Keskin, yeni neslin 28 Şubat sürecinin ne olduğunu anlaması için yaşananların anlatılması gerektiğine işaret ederek, "Bugün cadde ve sokaklarda gördüğümüz gençlik, 28 Şubat sürecinden sonra cadde ve sokaklarımızı dolduran gençliktir. 28 Şubatçılar halka o kadar büyük sıkıntılar verdiler ki, dernekler, gazeteler, vakıflar kapatıldı. Dernek ve vakıflara giden insanlara gitmez oldular. Dernek ve vakıflara bağış yapan insanlar bana da bir şey olmasın diye bağışlarını kestiler. 28 Şubat öyle bir süreçti ki, Müslüman halkı suçlu olarak ilan etmişti. Hakikaten diyebiliriz ki, Türkiye'de 1950'lerden sonra ilk defa Müslümanlar 28 Şubat sürecinde böyle bir zülüm ve haksızlıkla karşı karşıya kaldılar. Başörtülü memurlar görevlerinde alındı. Birçok televizyon liselerde namaz kılan öğrencileri, afişe ederek, sanki büyük bir suç işlemişler gibi işte burada da irtica, başını örten namaz kılan var diye haber üstüne haber yapıyorlardı. Hele hele basın iyi bir sınav veremedi.

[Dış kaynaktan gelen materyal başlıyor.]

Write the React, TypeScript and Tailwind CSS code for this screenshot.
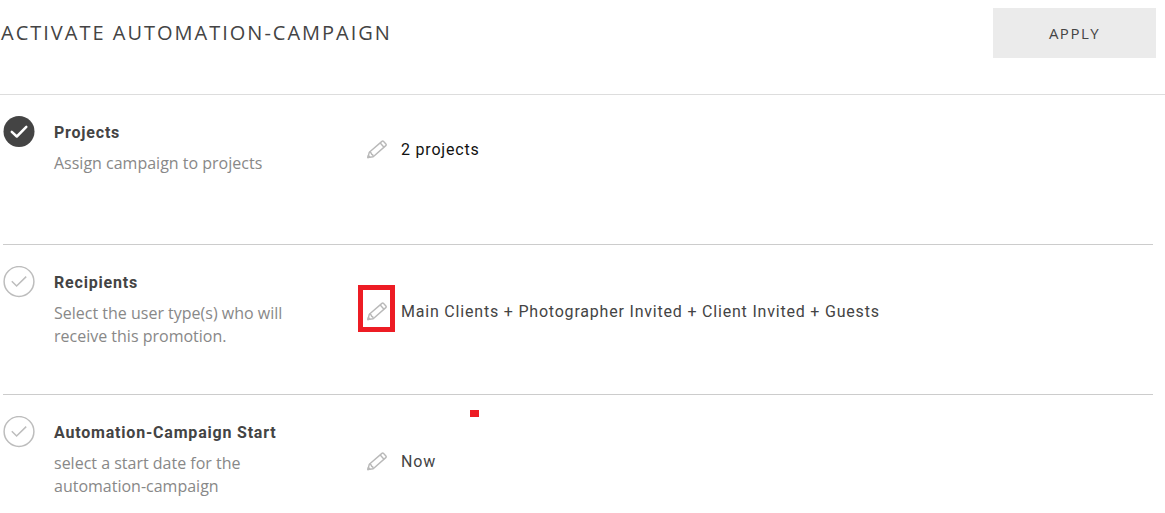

Hepsi sınıfta kaldılar, gidip 28 Şubatçıları alkışladılar. Türkiye Cumhuriyeti tarihinde görülmemiş bir olay yaşandı. Askerler savcıları ve hakimleri toplayarak, brifingler verdiler. İnsanlar çocuklarını bu vatanı korusunlar diye askeri yolluyorlardı. Sakallı babalar, başörtülü anneler garnizondaki asker çocuklarını, ziyaret edemiyorlardı. Nizamiyeden içeri bile alınmıyorlardı. Ne oldu? Müslümanlar sabrettiler, ta ki önlerine sandık konulana kadar.  Sandık kurulduğu zaman bunun hesabını verdiler. Halen bu iktidarın çalışmaları, gayretleri sonucudur. Geldiğimiz noktalardaki sıkıntılarda, inşallah kısa zamanda aşılacaktır" dedi. 

28 Şubat karanlık bir süreçti

28 Şubat sürecinin karanlık bir süreç olduğuna dikkat çeken Keskin, "28 Şubat, halkımızın dinine, örfüne, geleneğine, adetine karşı yapılmış bir darbedir. Sonra kendileri, bunu kabul ettiler. İlk zamanlarda kabul etmek istemediler. Ama zaman içerisinde, Çevik Bir ve bunun gibileri itiraf etmek zorunda kaldılar. Ne yazık ki, bunlar hakkettiği cezayı alamadılar. Halen 28 Şubat sürecinden dolayı cezaevlerinde olan insanlar var. Hükümetimiz, 28 Şubat sürecini yaşamış, mağdur olmuş insanlara yeteri kadar elini uzattığını söyleyemeyiz. Onun için 28 Şubat sürecini karanlık bir süreçtir. Onlar diyorlardı ki, 'bin yıl sürecek', tabi kısa bir dönem devam etti ama halen izleri devam ediyor. 28 Şubat sürecini, geçlerimiz, yeni nesil öğrenip, tarih sayfalarında incelediklerinde, 28 Şubat sürecinin Müslümanlara karşı nasıl büyük bir zülüm, baskı olduğunu göreceklerdir. Bir daha 28 Şubat süreci yaşanmaması için halkımızın, çok dikkatli, uyanık ve tepkisini ortaya koymalıdır. Bunun yolu,  28 Şubat sürecinde yaşananların yazılması, konuşulması, seminerlerin, panelleri, konferansların düzenlenmesi, bu hususta yaşayan insanların, yaşayan tarih olarak algılanması geleceğe ışık tutması için çok önemlidir. 28 Şubat sürecinde diz çökmeyen Malatya ve ülkedeki duyarlı insanlar selam olsun" ifadelerini kullandı.